The Chief Commissioner approved an exemption under s.10(1) and Clause 6 of schedule 1A of the Land Tax Management Act 1965 (“the Act”), which exempts vacant land acquired with the intention of building a home to be used and occupied by the owners as their principal place of residence (PPR) is exempt. Clause 6(4) of Schedule 1A provided that the exemption of land intended to be the owner’s PPR was revoked if the owners did not use and occupy the land as their PPR within 2 years, subject to the Chief Commissioner’s discretion to extend the time limit if there was a delay in constructing a residence for reasons beyond the owners’ control. (Clause 6 was amended for the 2011 and subsequent tax years to extend the time limit to 4 years and remove provision for extensions of time to be granted by the Chief Commissioner, but does not apply to this case.)
In December 2007, the Taxpayers began preparing a development application in respect of the Subject Property. However, no application was submitted at that time because the Taxpayers were informed by “various sources” that they would have difficulties in making a viable development application because of new sea-level rulings. Accordingly, the Taxpayers continued to reside in Conjola, and later in Narrawallee.
On 9 May 2011, the Chief Commissioner requested that the Taxpayers confirm they had in fact used and occupied the Subject Property as their PPR. The Taxpayers informed the Chief Commissioner of the reasons for their delay in building the residence, and an extension of time was subsequently granted by the Chief Commissioner.
The Taxpayers eventually submitted a development application with the Local Council, which was granted in early 2012. However, after making enquiries and considering the costs involved in proceeding, the Taxpayers decided to purchase a new home in Milton on 30 March 2012 and subsequently sold the Subject Property on 11 November 2013.
On 8 August 2013, the Chief Commissioner advised the taxpayers that the exemption was revoked, and reassessed the Subject Property for the years 2008 to 2013 in accordance with clause 6(6) of Schedule 1A.
The Taxpayers’ claim, which is the subject of this decision, initially related to the reassessment of land tax for all years, but subsequently limited their request for a review to the 2008 reassessment. The Taxpayers claimed that the reassessment was invalid for that year due to the fact it was made more than five (5) years after the original assessment. Under s.9(3) of the Tax Administration Act 1999 (“the TAA”) the Chief Commissioner cannot make a reassessment more than five (5) years after the initial assessment except in specified circumstances, including where the reassessment more than 5 years after the initial assessment is expressly authorised by another taxation law (s.9(3)(c) of the TAA).
Chief Commissioner’s Submissions
The Chief Commissioner relied upon clause 6(5) of Schedule 1A of the LTMA, which required the Subject Land to be used and occupied for a period of at least 6 months for the exemption to apply, and to clause 6(6), which automatically revoked the exemption if the occupancy requirement was not satisfied, and directed the Chief Commissioner to reassess the land.
The Tribunal agreed that the Chief Commissioner had power under s.9(3)(c) of the TAA to make a reassessment more than five (5) years after the original assessment.

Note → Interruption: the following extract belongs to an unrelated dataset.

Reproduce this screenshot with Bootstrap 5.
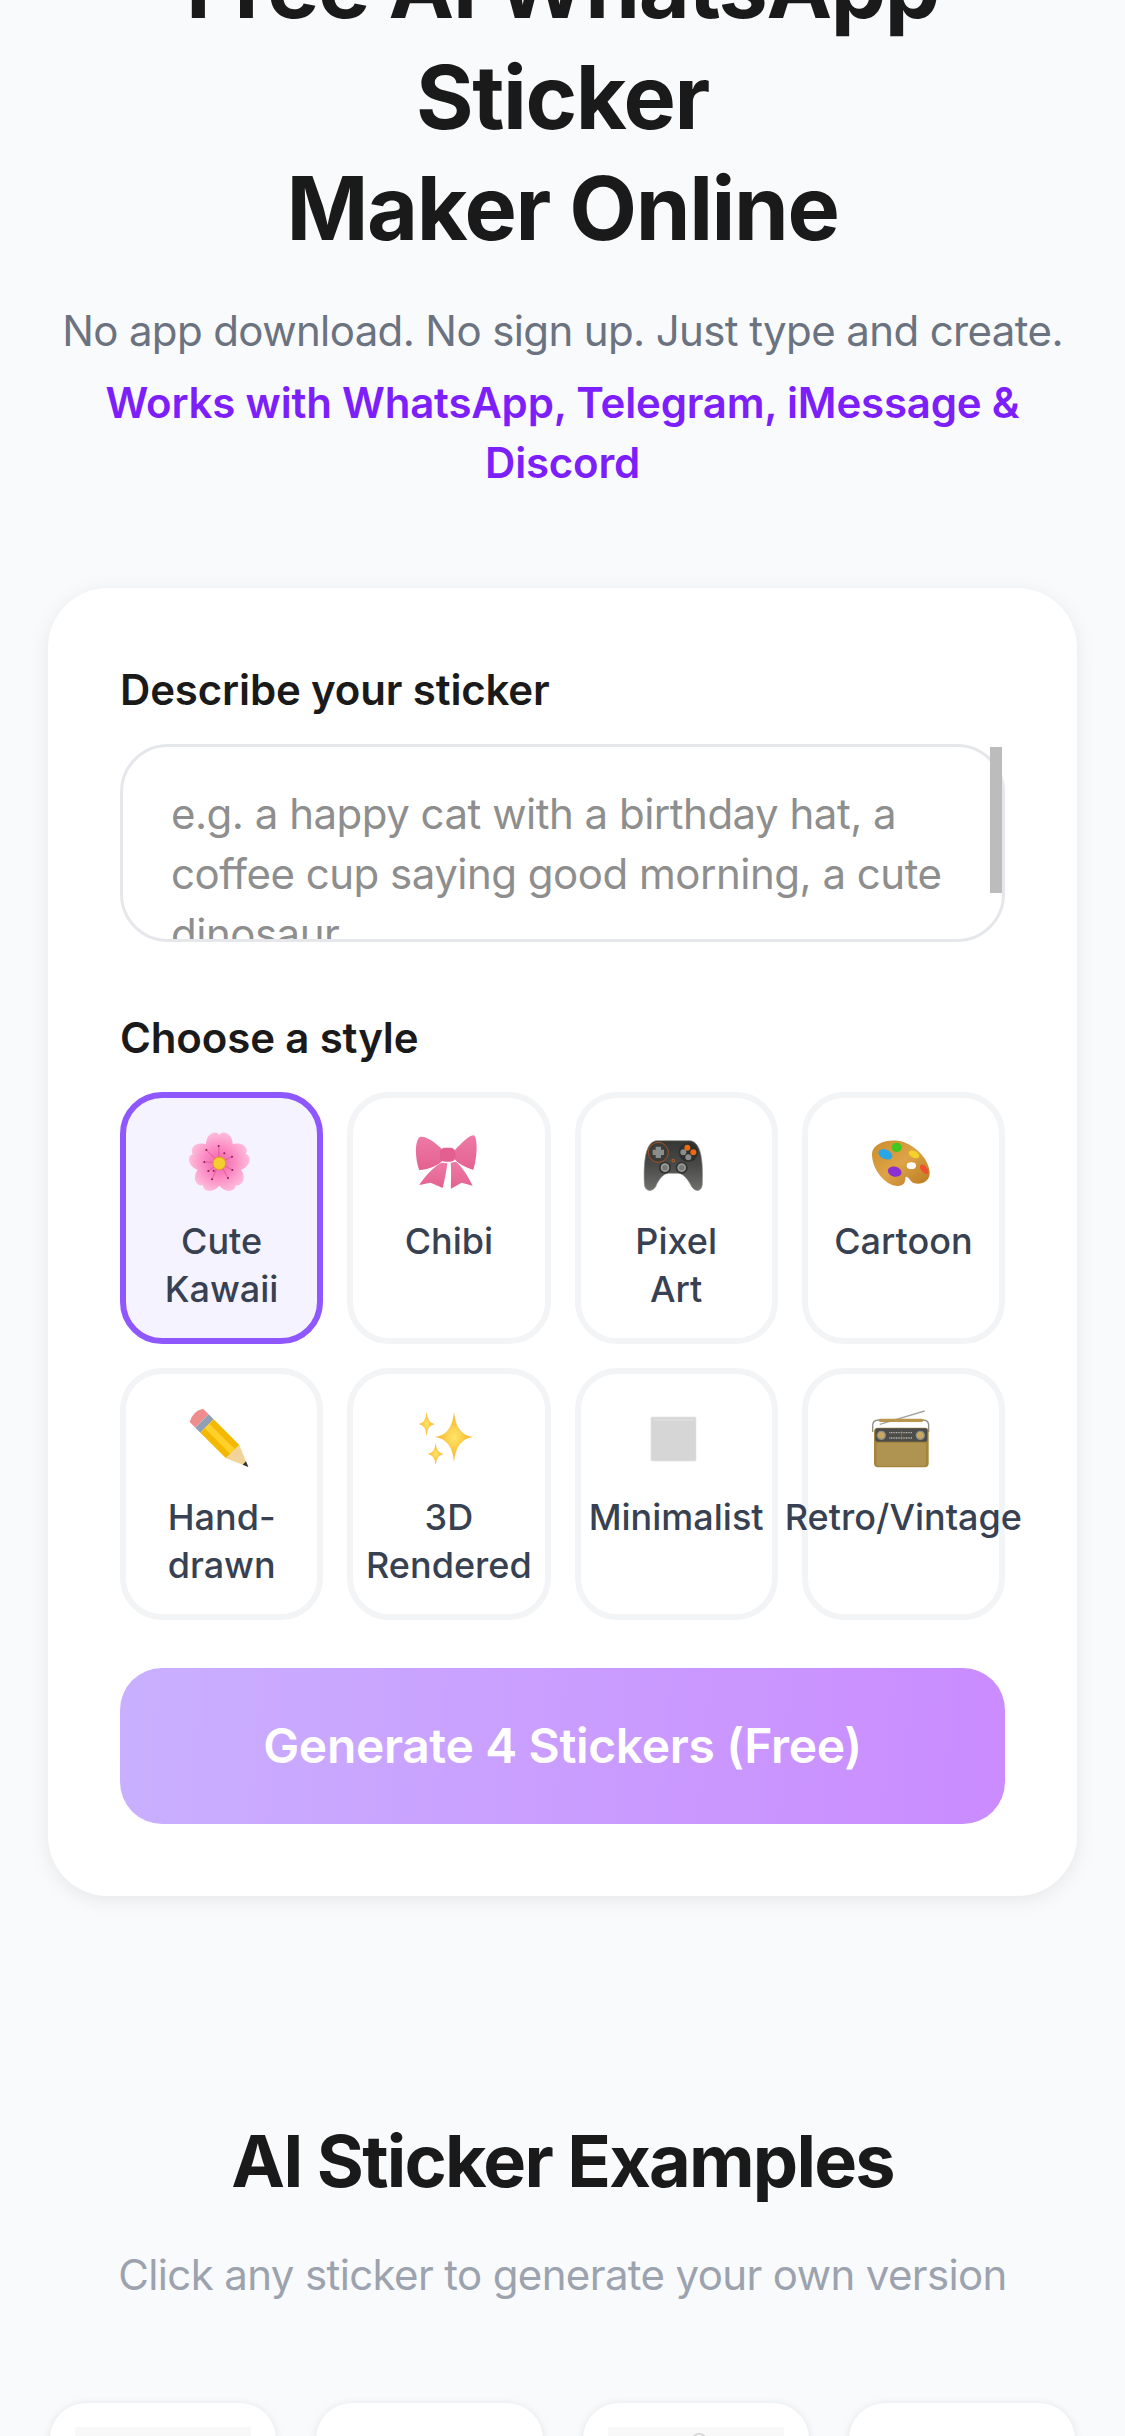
<!DOCTYPE html>
<html lang="en">
<head>
    <meta charset="UTF-8">
    <meta name="viewport" content="width=device-width, initial-scale=1.0">
    <title>Free AI WhatsApp Sticker Maker Online</title>
    <link rel="stylesheet" href="https://cdn.jsdelivr.net/npm/bootstrap@5.3.0/dist/css/bootstrap.min.css">
    <style>
        html, body { height: 2436px; overflow: hidden; }
        body { background: #f9fafb; color: #1a1a1a; font-family: Inter, "Liberation Sans", sans-serif; }

        /* header */
        .hero-title { margin: -69px 0 0; font-size: 88px; line-height: 111px; font-weight: 700; letter-spacing: -1.4px; color: #1a1a1a; }
        .hero-sub { margin: 37px 0 0; font-size: 42px; line-height: 60px; letter-spacing: -.62px; color: #6b7280; }
        .hero-apps { margin: 12px 0 0; font-size: 42px; line-height: 60px; letter-spacing: -.2px; font-weight: 600; color: #7c1ffb; }

        /* main form card */
        .maker-card { margin: 95px 48px 0; padding: 75px 72px 72px; border: 0; border-radius: 60px; background: #fff; box-shadow: 0 4px 20px rgba(0, 0, 0, .08); }
        .maker-label { display: block; margin: 0 0 27px; font-size: 42px; line-height: 54px; letter-spacing: -.15px; font-weight: 600; color: #1a1a1a; }
        .prompt-wrap { height: 198px; margin-bottom: 69px; }
        .prompt-box { height: 198px; padding: 37px 48px 0; border: 3px solid #e5e7eb; border-radius: 48px; font-family: inherit; font-size: 42px; line-height: 60px; letter-spacing: -.5px; resize: none; overflow: hidden; }
        .prompt-box::placeholder { color: #8e8e8e; opacity: 1; }
        .prompt-scroll { position: absolute; top: 3px; right: 3px; width: 12px; height: 146px; background: #bcbcbc; }

        .style-grid { display: grid; grid-template-columns: repeat(4, minmax(0, 1fr)); gap: 24px; }
        .style-opt { padding: 22px 0 25px; height: 252px; border: 6px solid #f3f4f6; border-radius: 42px; background: #fff; color: #374151; font-size: 36px; line-height: 48px; font-weight: 500; white-space: nowrap; }
        .style-opt:hover { border-color: #f3f4f6; background: #fff; color: #374151; }
        .style-opt.picked { border-color: #8f57ff; background: #f5f3ff; }
        .style-opt svg { display: block; width: 100px; height: 85px; margin-bottom: 12px; flex: none; }

        .gen-btn { height: 156px; margin-top: 48px; border: 0; border-radius: 42px; background: linear-gradient(95deg, #c9b0ff, #ca8bff); color: #fff; font-size: 48px; letter-spacing: -.36px; font-weight: 600; }
        .gen-btn:hover, .gen-btn:disabled { background: linear-gradient(95deg, #c9b0ff, #ca8bff); color: #fff; opacity: 1; }

        /* examples */
        .ex-title { margin: 217px 0 0; font-size: 72px; line-height: 96px; font-weight: 700; letter-spacing: -1.8px; color: #1a1a1a; }
        .ex-sub { margin: 36px 0 0; font-size: 42px; line-height: 60px; letter-spacing: -.63px; color: #9ca3af; }
        .ex-grid { display: grid; grid-template-columns: repeat(4, minmax(0, 1fr)); gap: 40px; margin: 98px 50px 0; }
        .ex-item { height: 300px; padding: 24px 25px; border-radius: 36px; background: #fff; box-shadow: 0 1px 8px rgba(0, 0, 0, .1); }
        .ex-thumb { height: 200px; background: #f8f8f8; }
        .ex-thumb.plain { background: #fff; }
        .ex-thumb svg { display: block; width: 100%; height: 200px; }
    </style>
</head>

<body>
    <header class="text-center">
        <h1 class="hero-title">Free AI WhatsApp<br>Sticker<br>Maker Online</h1>
        <p class="hero-sub">No app download. No sign up. Just type and create.</p>
        <p class="hero-apps">Works with WhatsApp, Telegram, iMessage &amp;<br>Discord</p>
    </header>

    <main>
        <div class="card maker-card">
            <label class="maker-label" for="prompt">Describe your sticker</label>
            <div class="prompt-wrap position-relative">
                <textarea id="prompt" class="form-control prompt-box" placeholder="e.g. a happy cat with a birthday hat, a coffee cup saying good morning, a cute dinosaur"></textarea>
                <div class="prompt-scroll"></div>
            </div>

            <span class="maker-label">Choose a style</span>
            <div class="style-grid">
                <button class="btn style-opt picked d-flex flex-column align-items-center">
                    <svg viewBox="5 0 300 255" aria-hidden="true">
                        <defs>
                            <radialGradient id="petal" gradientUnits="userSpaceOnUse" cx="147" cy="128" r="95">
                                <stop offset="0" stop-color="#ee60a5"/><stop offset=".5" stop-color="#fb8cc4"/><stop offset="1" stop-color="#ffc2de"/>
                            </radialGradient>
                        </defs>
                        <g fill="url(#petal)">
                            <path id="pt" d="M147 128C114 108 100 80 110 56C118 36 140 32 147 45C154 32 176 36 184 56C194 80 180 108 147 128Z"/>
                            <use href="#pt" transform="rotate(72 147 128)"/>
                            <use href="#pt" transform="rotate(144 147 128)"/>
                            <use href="#pt" transform="rotate(216 147 128)"/>
                            <use href="#pt" transform="rotate(288 147 128)"/>
                        </g>
                        <g stroke="#e0468c" stroke-width="2">
                            <path d="M147 128L145 78M147 128L108 90M147 128L185 110M147 128L102 126M147 128L125 178M147 128L173 174M147 128L186 150M147 128L114 153"/>
                        </g>
                        <g fill="#8f1d55">
                            <circle cx="145" cy="78" r="3"/><circle cx="108" cy="90" r="3"/><circle cx="185" cy="110" r="3"/><circle cx="102" cy="126" r="3"/>
                            <circle cx="125" cy="178" r="3"/><circle cx="173" cy="174" r="3"/><circle cx="186" cy="150" r="3"/><circle cx="114" cy="153" r="3"/>
                            <circle cx="162" cy="100" r="3"/><circle cx="130" cy="152" r="3"/>
                        </g>
                        <circle cx="147" cy="130" r="19" fill="#f4cd2f" stroke="#e79a26" stroke-width="3"/>
                    </svg>
                    <span>Cute<br>Kawaii</span>
                </button>
                <button class="btn style-opt d-flex flex-column align-items-center">
                    <svg viewBox="-3 0 300 255" aria-hidden="true">
                        <defs>
                            <linearGradient id="bow" x1="0" y1="0" x2="0" y2="1">
                                <stop offset="0" stop-color="#ee7aa5"/><stop offset="1" stop-color="#e3618f"/>
                            </linearGradient>
                        </defs>
                        <g fill="url(#bow)">
                            <path d="M125 128C110 135 85 155 57 195L92 188L128 204C135 175 140 150 142 130Z"/>
                            <path d="M152 128C155 160 152 190 153 206L185 188L218 197C205 170 190 145 168 125Z"/>
                            <path d="M132 92C112 74 84 48 62 50C44 54 44 112 58 150C88 150 116 136 132 118Z"/>
                            <path d="M163 92C183 72 207 44 222 46C234 58 232 112 220 150C195 142 176 132 163 118Z"/>
                        </g>
                        <rect x="120" y="83" width="46" height="42" rx="15" fill="#e35f90"/>
                    </svg>
                    <span>Chibi</span>
                </button>
                <button class="btn style-opt d-flex flex-column align-items-center">
                    <svg viewBox="3 0 300 255" aria-hidden="true">
                        <defs>
                            <linearGradient id="pad" x1="0" y1="0" x2="0" y2="1">
                                <stop offset="0" stop-color="#353735"/><stop offset=".5" stop-color="#4a4b49"/><stop offset="1" stop-color="#6f706c"/>
                            </linearGradient>
                        </defs>
                        <path d="M95 62H195C225 65 235 110 232 190C232 212 215 220 200 200C190 180 175 160 160 160H130C115 160 100 180 92 200C78 220 58 212 58 190C55 110 65 65 95 62Z" fill="url(#pad)" stroke="#8a8c88" stroke-width="2"/>
                        <circle cx="100" cy="97" r="30" fill="#3c3d3b" stroke="#a8501f" stroke-width="3"/>
                        <path d="M92 80H108V89H117V105H108V114H92V105H83V89H92Z" fill="#8b8d8a"/>
                        <circle cx="190" cy="97" r="29" fill="#2e2f2e"/>
                        <circle cx="187" cy="83" r="9" fill="#ea6a10"/><circle cx="205" cy="97" r="9" fill="#ea6a10"/>
                        <circle cx="175" cy="97" r="9" fill="#8b8d8a"/><circle cx="190" cy="112" r="9" fill="#8b8d8a"/>
                        <circle cx="120" cy="143" r="18" fill="#2f302f"/><circle cx="120" cy="143" r="13" fill="#9a9b98"/><circle cx="120" cy="143" r="8" fill="#777875"/>
                        <circle cx="170" cy="143" r="18" fill="#2f302f"/><circle cx="170" cy="143" r="13" fill="#9a9b98"/><circle cx="170" cy="143" r="8" fill="#777875"/>
                        <circle cx="145" cy="122" r="4" fill="none" stroke="#c9601c" stroke-width="3"/>
                    </svg>
                    <span>Pixel<br>Art</span>
                </button>
                <button class="btn style-opt d-flex flex-column align-items-center">
                    <svg viewBox="-5 0 300 255" aria-hidden="true">
                        <defs>
                            <linearGradient id="wood" x1="0" y1="0" x2="1" y2="1">
                                <stop offset="0" stop-color="#c98d2d"/><stop offset=".5" stop-color="#dda346"/><stop offset="1" stop-color="#b9781f"/>
                            </linearGradient>
                        </defs>
                        <path d="M52 100C55 70 95 58 130 62C175 68 225 115 225 160C225 185 200 195 180 190C165 185 165 172 155 170C148 170 160 195 130 198C90 198 50 145 52 100Z" fill="url(#wood)"/>
                        <ellipse cx="170" cy="137" rx="14" ry="10" fill="#fff"/>
                        <ellipse cx="92" cy="103" rx="22" ry="14" transform="rotate(25 92 103)" fill="#2aa6e6"/>
                        <ellipse cx="126" cy="82" rx="15" ry="14" fill="#3fc81f"/>
                        <ellipse cx="178" cy="103" rx="17" ry="10" transform="rotate(25 178 103)" fill="#f5d22a"/>
                        <ellipse cx="209" cy="148" rx="17" ry="9" transform="rotate(50 209 148)" fill="#ef5030"/>
                        <ellipse cx="120" cy="155" rx="21" ry="15" transform="rotate(15 120 155)" fill="#8a2fd0"/>
                    </svg>
                    <span>Cartoon</span>
                </button>
                <button class="btn style-opt d-flex flex-column align-items-center">
                    <svg viewBox="5 0 300 255" aria-hidden="true">
                        <path d="M98 38L115 55L75 95L58 78Q66 46 98 38Z" fill="#ee8d8d"/>
                        <path d="M115 55L130 70L90 110L75 95Z" fill="#8fa0b5"/>
                        <path d="M130 70L207 147L167 187L90 110Z" fill="#f3b800"/>
                        <path d="M117 83L194 160L180 174L103 97Z" fill="#ffd02a"/>
                        <path d="M207 147L234 213L167 187Z" fill="#f2d49a"/>
                        <path d="M227 196L234 213L217 206Z" fill="#333"/>
                    </svg>
                    <span>Hand-<br>drawn</span>
                </button>
                <button class="btn style-opt d-flex flex-column align-items-center">
                    <svg viewBox="-3 0 300 255" aria-hidden="true">
                        <defs>
                            <radialGradient id="spark">
                                <stop offset="0" stop-color="#ffe66a"/><stop offset="1" stop-color="#f8ad22"/>
                            </radialGradient>
                        </defs>
                        <g fill="url(#spark)">
                            <path d="M162 48Q168 117 220 123Q168 129 162 198Q156 129 104 123Q156 117 162 48Z"/>
                            <path d="M80 48Q83 81 104 84Q83 87 80 120Q77 87 56 84Q77 81 80 48Z"/>
                            <path d="M107 142Q110 171 131 174Q110 177 107 206Q104 177 83 174Q104 171 107 142Z"/>
                        </g>
                    </svg>
                    <span>3D<br>Rendered</span>
                </button>
                <button class="btn style-opt d-flex flex-column align-items-center">
                    <svg viewBox="3 0 300 255" aria-hidden="true">
                        <rect x="78" y="63" width="135" height="132" rx="4" fill="#d6d6d6" stroke="#e4e4e4" stroke-width="2"/>
                        <path d="M84 72H207" stroke="#dfdfdf" stroke-width="5"/>
                    </svg>
                    <span>Minimalist</span>
                </button>
                <button class="btn style-opt d-flex flex-column align-items-center">
                    <svg viewBox="-5 0 300 255" aria-hidden="true">
                        <path d="M75 85L210 45" stroke="#a4a4a0" stroke-width="4"/>
                        <path d="M54 108V88Q54 72 72 72H205Q222 72 222 88V108" fill="none" stroke="#8f8f8b" stroke-width="4"/>
                        <rect x="72" y="68" width="134" height="10" rx="5" fill="#b9954d"/>
                        <rect x="58" y="95" width="164" height="119" rx="12" fill="#a5853c"/>
                        <rect x="62" y="97" width="156" height="40" rx="6" fill="#4c4c4a"/>
                        <rect x="66" y="141" width="148" height="68" rx="5" fill="#ae9450"/>
                        <circle cx="80" cy="118" r="14" fill="#8d8d88"/><circle cx="80" cy="118" r="10" fill="#c9a75e"/>
                        <circle cx="197" cy="118" r="14" fill="#8d8d88"/><circle cx="197" cy="118" r="10" fill="#c9a75e"/>
                        <path d="M104 110H174M104 126H174" stroke="#b5b5b0" stroke-width="4" stroke-dasharray="3 2"/>
                        <path d="M141 104V132" stroke="#c4702d" stroke-width="2"/>
                    </svg>
                    <span>Retro/Vintage</span>
                </button>
            </div>

            <button class="btn gen-btn w-100" disabled>Generate 4 Stickers (Free)</button>
        </div>

        <section class="text-center">
            <h2 class="ex-title">AI Sticker Examples</h2>
            <p class="ex-sub">Click any sticker to generate your own version</p>
            <div class="ex-grid">
                <div class="ex-item"><div class="ex-thumb"></div></div>
                <div class="ex-item"><div class="ex-thumb plain"></div></div>
                <div class="ex-item">
                    <div class="ex-thumb">
                        <svg viewBox="0 0 176 200" aria-hidden="true"><circle cx="91" cy="14" r="7" fill="#fff" stroke="#d8d8d8" stroke-width="2"/></svg>
                    </div>
                </div>
                <div class="ex-item"><div class="ex-thumb plain"></div></div>
            </div>
        </section>
    </main>

    <script src="https://cdn.jsdelivr.net/npm/bootstrap@5.3.0/dist/js/bootstrap.bundle.min.js"></script>
</body>
</html>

The Tribunal found that the exemption of the subject land was revoked by clause 6(6), and the Chief Commissioner was directed to make a reassessment. The Tribunal concluded that because clause 6(4) gave the Chief Commissioner unlimited power to extend the time period within which an owner must complete construction (beyond 5 years from the time of the original assessment), the revocation and reassessment powers in clause 6(6) provided the legislative authority to reassess more than 5 years after the original assessment. The Tribunal noted the revocation power in clause 6(4) would be a Clayton’s power unless this was the case (para 30).
The Tribunal also noted that there was no general discretion in the LTMA to take into account other special circumstances where there is a failure to comply with the requirements of clause 6 (para 31).
The Tribunal confirmed the reassessment for the tax year 2008, but remitted the matter to the Chief Commissioner with regard to the question of “fairness”, having regard to any general discretion or assessing practices as generally applied in similar (reassessment) cases at the relevant time. This issue was not raised during the hearing, but subsequently came to the notice of the Tribunal.
The Chief Commissioner considered the question of fairness, but found that the reassessment was consistent with assessing practices at the time and advised the Taxpayer that the reassessment should stand.